March 19, 201610 yr When starting the array with at least one cache device, a share called "system" will be automatically created. Inside, two subfolders will be created (docker and libvirt respectively). Each of these folders will contain a loopback image file for each service. New user here... I've unRAID setup and it's running great. Pretty easy! I'm starting to set up VM/s, Docker with the associated User Shares... I'm not using the beta. I am on version 6.1.9, but I want to setup my shares to match the auto created share structure in 6.2. I'm certain I have the shares set up correctly but I can not figure out from reading this forum thread of what exactly would be saved to the libvirt folder in the system share. My best guess would be the virtio drivers for Windows... but I'm hoping someone can clue me in on what exactly this folder will be used for so I can setup to match the default setup of 6.2.
March 19, 201610 yr Community Expert When starting the array with at least one cache device, a share called "system" will be automatically created. Inside, two subfolders will be created (docker and libvirt respectively). Each of these folders will contain a loopback image file for each service. New user here... I've unRAID setup and it's running great. Pretty easy! I'm starting to set up VM/s, Docker with the associated User Shares... I'm not using the beta. I am on version 6.1.9, but I want to setup my shares to match the auto created share structure in 6.2. I'm certain I have the shares set up correctly but I can not figure out from reading this forum thread of what exactly would be saved to the libvirt folder in the system share. My best guess would be the virtio drivers for Windows... but I'm hoping someone can clue me in on what exactly this folder will be used for so I can setup to match the default setup of 6.2. I know that the libvirt image (that holds all the VM related configuration files) is stored there rather than under the VM Manager plugin area. As far as I know you cannot successfully use the 6.2 structure with 6.1.9 as VM Manager makes different assumption about file locations between the two releases.

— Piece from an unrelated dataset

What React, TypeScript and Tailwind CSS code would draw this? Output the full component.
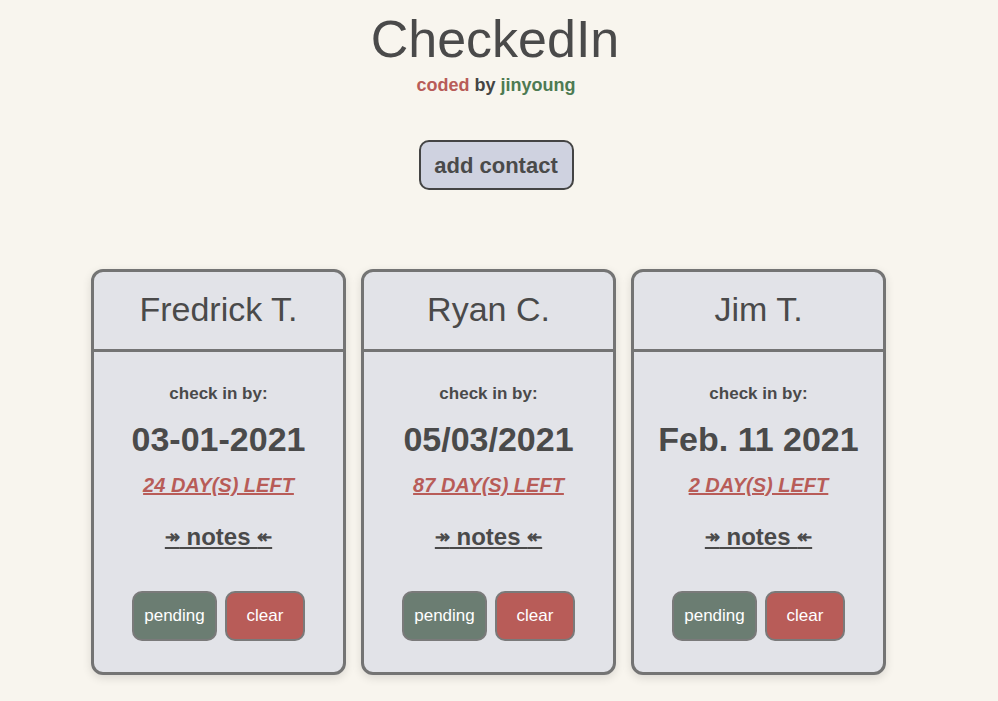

April 21, 201610 yr I'm confused about the presence of the 'system' share that is automatically created with unRAID 6.2 beta. I've built a test system with scrapped together parts - my cache array is 3x 32GB ssd's - and the system share reduces the original cache pool size down to 48GB. This is annoying as I don't seem to be able to get rid of this 'system' share - I can't delete it through the webGUI since it isn't empty and when I delete it manually through a telnet session it automatically regenerates. Can anyone help me understand the function of this 'system' share and if it's possible to get rid of it if I don't want it? I'm basically trying unRAID out by setting up 1-2 Windows 10 VM's to see if this could be viable replacement for separate discrete PC's, and I'm following the setup guide from LinusTechTips here:
April 21, 201610 yr Community Expert I'm confused about the presence of the 'system' share that is automatically created with unRAID 6.2 beta. I've built a test system with scrapped together parts - my cache array is 3x 32GB ssd's - and the system share reduces the original cache pool size down to 48GB... 3x32GB btrfs raid1 is 48GB even when empty. btrfs disk usage calculator
April 21, 201610 yr Community Expert As was mentioned the system share has nothing to do with this! The point is that the default for a cache pool is BTRFS RAID-1 variant where all data is held on at least two devices which gives resilience to the cache. It is possible to set the cache pool up to use RAID-0 instead so that all the space becomes available (at the loss of resilience) but at the moment manual intervention is required to achieve this.